I am trying to maximise machine profit subject to a repair plan (job schedule), but cannot seem to map between the integer domain from the job schedule to the binary domain for the revenue model in order to constrain the model correctly.
As a concrete example, imagine a CNC machine that generates a known but variable profit at a given time $t$, but must be turned off (not generating any profit) to be repaired.
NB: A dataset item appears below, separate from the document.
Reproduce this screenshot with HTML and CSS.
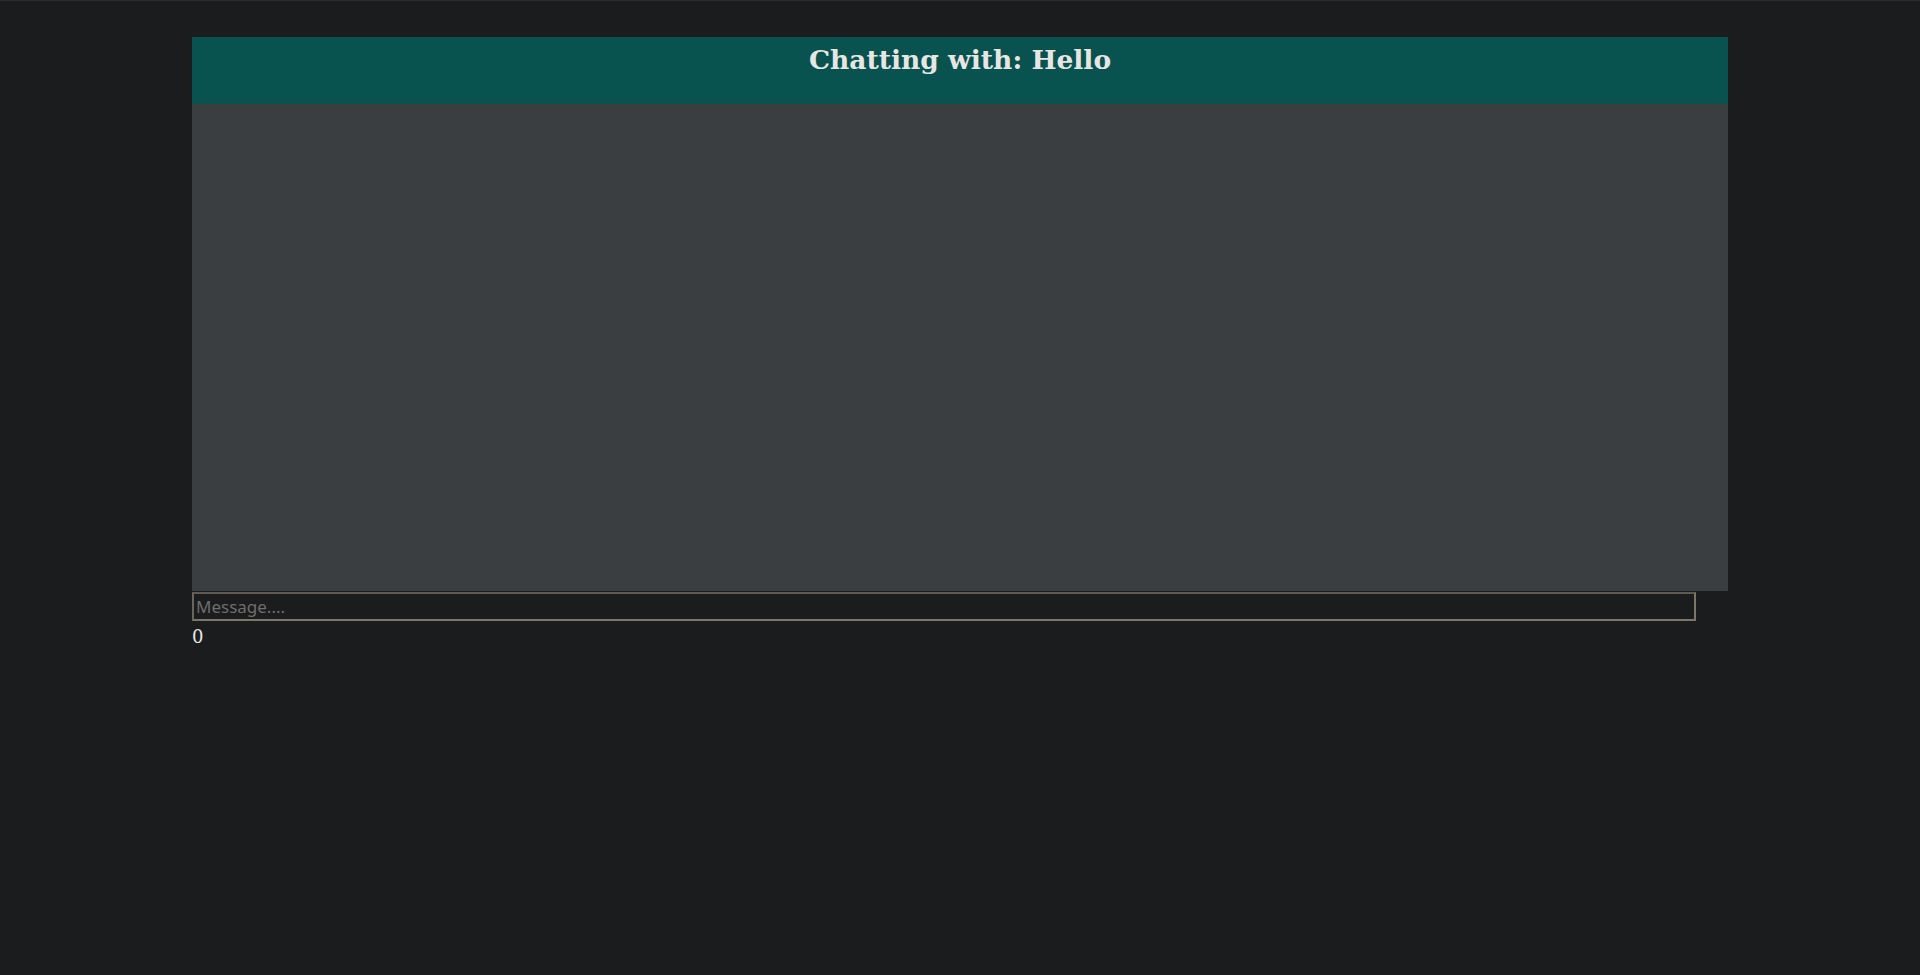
FILE: index.html
```html
<!DOCTYPE html>
<html>
<head>
<meta charset="utf-8">
<link rel="stylesheet" href="styles.css">
</head>
<body>
<div class="topline"></div>
<div class="chat">
  <div class="chat-header"><h1 class="title">Chatting with: Hello</h1></div>
  <div class="messages"></div>
  <input class="msg-input" type="text" placeholder="Message....">
  <div class="count">0</div>
</div>
</body>
</html>
```
FILE: styles.css
```css
html, body { margin: 0; padding: 0; background: #1b1c1e; }
body { font-family: "DejaVu Serif", serif; color: #e8e6e3; }
.topline { height: 1px; background: #2c2d31; }
.chat { width: 1536px; margin: 36px 0 0 192px; display: flex; flex-direction: column; align-items: flex-start; }
.chat-header { width: 100%; height: 67px; background: #085250; display: flex; justify-content: center; align-items: flex-start; }
.title { margin: 7px 0 0; font-size: 26.5px; font-weight: bold; color: #e8e6e3; line-height: 1.2; }
.messages { width: 100%; height: 487px; background: #3a3e41; }
.msg-input { margin: 1px 0 0; width: 1504px; height: 29px; box-sizing: border-box; background: #1b1c1e; border: 2px solid #7d7568; border-top-color: #5f5a53; border-left-color: #6a645b; color: #e8e6e3; font-family: "Noto Sans", sans-serif; font-size: 17px; padding: 0 2px; outline: none; }
.msg-input::placeholder { color: #6e6e6c; }
.count { font-size: 18px; margin-top: 5px; color: #e8e6e3; font-family: "DejaVu Serif", serif; }
```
We want to maximise profit, subject to the repair schedule (all activities must be performed).
I simply have:
$max(P_t * A_t)$
where $A_t = \begin{cases} 1, & \text{if machine is online at period $t$} \\ 0, & \text{otherwise} \end{cases}$
is a binary decision variable, $P_t$ it the profit for running at time $t$ (where $t \in T (0,1,2...N)$), $N$ is the number of periods we're optimising for.
We furthermore have a set of activities $X$, namely (${Grease, Realign, Test}$) with a duration:
$D = \{Grease = 1, Realign = 2, Test = 3\}$
Which must be completed before they are due:
$X_i + D_i \leq Due_i$
where $X_i$ is the integer decision variable of when to undertake activity $i \in X$, $D_i$ is the duration of activity $i$ and $Due_i$ is the due date of activity $i$.
Activities cannot overlap, that is (as per Linear Programming - Preventing Staff Scheduling Shift Overlap?):
${\forall {i \neq j} \in X}:$
$S_i \geq E_j - M\delta_{i,j}$
$S_j \geq E_i - M(1-\delta_{i,j})$
$\delta_{i,j} \in \{0,1\}$
Where $S_j$ represents the start of activity $j$ and $E_i$ represents the end of activity $i$, $\forall \{i,j\} \in X$, where $M$ is suitably large ("Big-M") and $\delta$ is a binary indicator variable.
The problem I face is that I now wish to add a constraint that states $A_t == 0$ if any activity is performed at time $t$.
I have approached this by creating a double bound binary indicator variable as per Question to the solution of "Indicator Variable if x is in specific range" hoping to create a variable which represents:
$W_{x,t} = \begin{cases} 1, & \text{if activity $x$ is active at time $i$} \\ 0, & \text{otherwise} \end{cases}$
from which I can then sum the total active jobs at time period $t$:
$totalActive_{t} = \Sigma_{i \in X} W_{i,t}$
and then derive an additional binary indicator representing "any job is active" at a time period $t$ using the previously mentioned binary decision indicator variable to create:
$AnyActive_t = \begin{cases} 1, & \text{$totalActive_t \geq 1$} \\ 0, & \text{otherwise} \end{cases}$
I was hoping to then simply be able to use binary decision logic, such as
$A_{t} + AnyActive_{t} \leq 1$
In order to allow the machine to be running, or to allow repair jobs to be undertaken, but this does not seem to work in practice.
Am I missing something?
For some practical values for $P_t$, let us assume:
$$\begin{array}{c|c} \text{Time Index} & \text{Profit} \\ \hline \text{1} & 1.8 \\ \hline \text{2} & 6.5 \\ \hline \text{3} & -5.3 \\ \hline \text{4} & 3.2 \\ \hline \text{5} & 5.6 \\ \hline \text{6} & -4.1 \\ \hline \text{7} & -7.8 \\ \hline \text{8} & 0.1 \\ \hline \text{9} & -6.8 \\ \hline \text{10} & 7.5 \\ \hline \text{11} & -4.7 \\ \hline \text{12} & -4.3 \\ \hline \text{13} & 1.9 \\ \hline \text{14} & 4.4 \\ \hline \text{15} & 2.6 \\ \hline \text{16} & -0.8 \\ \hline \text{17} & -1.8 \\ \hline \text{18} & -7.1 \\ \hline \text{19} & -3.1 \\ \hline \text{20} & -9.0 \\ \hline \text{21} & -3.3 \\ \hline \text{22} & -6.4 \\ \hline \text{23} & 2.9 \\ \hline \text{24} & 1.3 \\ \hline \end{array}$$
and all activities are due prior to period 24.
Any help would be much appreciated!